Indian cinema is becoming more real: Preity Zinta
New Delhi, March 8 (IANS) Actor Preity Zinta believes Indian cinema has changed for the better with Bollywood dream merchants becoming more experimental and films offering a higher quotient of reality to ring in box office collections.
Published: Saturday,Mar 08, 2008 20:16 PM GMT-07:00
New Delhi, March 8 (IANS) Actor Preity Zinta believes Indian cinema has changed for the better with Bollywood dream merchants becoming more experimental and films offering a higher quotient of reality to ring in box office collections.
'The demographics of Indian cinema have changed. Youngsters in the industry have loads of potential and they want to experiment. Even the audience is ready to take a chance. Human beings are great and then there is variety,' Preity told IANS.
'When there is Kiran Bedi in real life then why not in reel life?
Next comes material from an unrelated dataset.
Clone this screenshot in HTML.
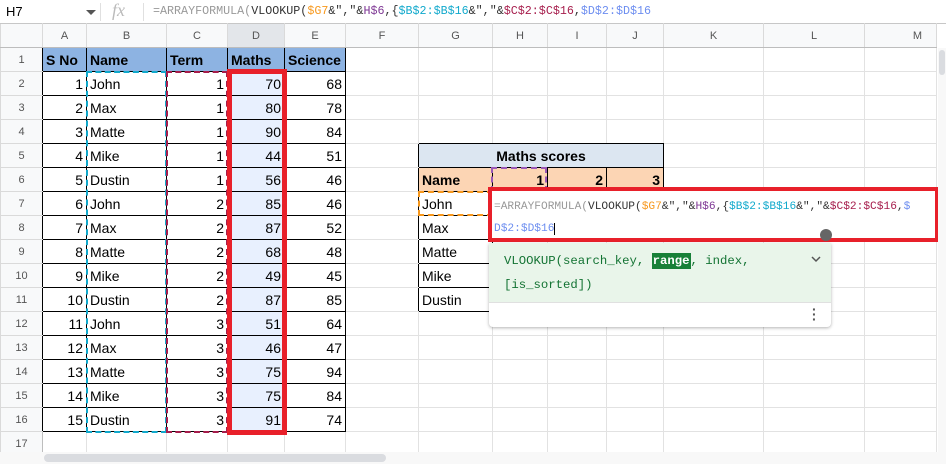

Apart from just looking glamorous in the film, heroines are doing unconventional roles. Even heroes are playing characters with grey shades contrary to enacting the cliched good-boy role,' she added.
The actor, who is brand ambassador of Godfrey Philips Bravery Awards, was here Saturday, to launch the globally renowned Golden Ovary Awards.
The award has been brought in the country by the corporate social responsibility initiative of leading tobacco company Godfrey Philips India in association with the Guild Of Women Achievers, an international network of women committed to helping women maximise their potential.
So what is bravery for Preity?
'Courage is contagious. It spreads from one person to the other and engulfs society and humanity. When we salute one woman from a remote village in India, an entire village of women stands up and holds its head high.
'Bravery is not just physical... showing compassion, supporting others and contributing towards bettering the world where we live in is also an act of courage.
'And Indian women are extremely strong and resilient... even physically. I have met a 17-year old girl who saved nine healthy men from drowning, a mother who fought with a leopard to save her child, to name a few.'
Preity herself won the Godfrey Philips Bravery Award in 2002 for being the only witness in court who did not retract earlier statements in a case against film producer Bharat Shah.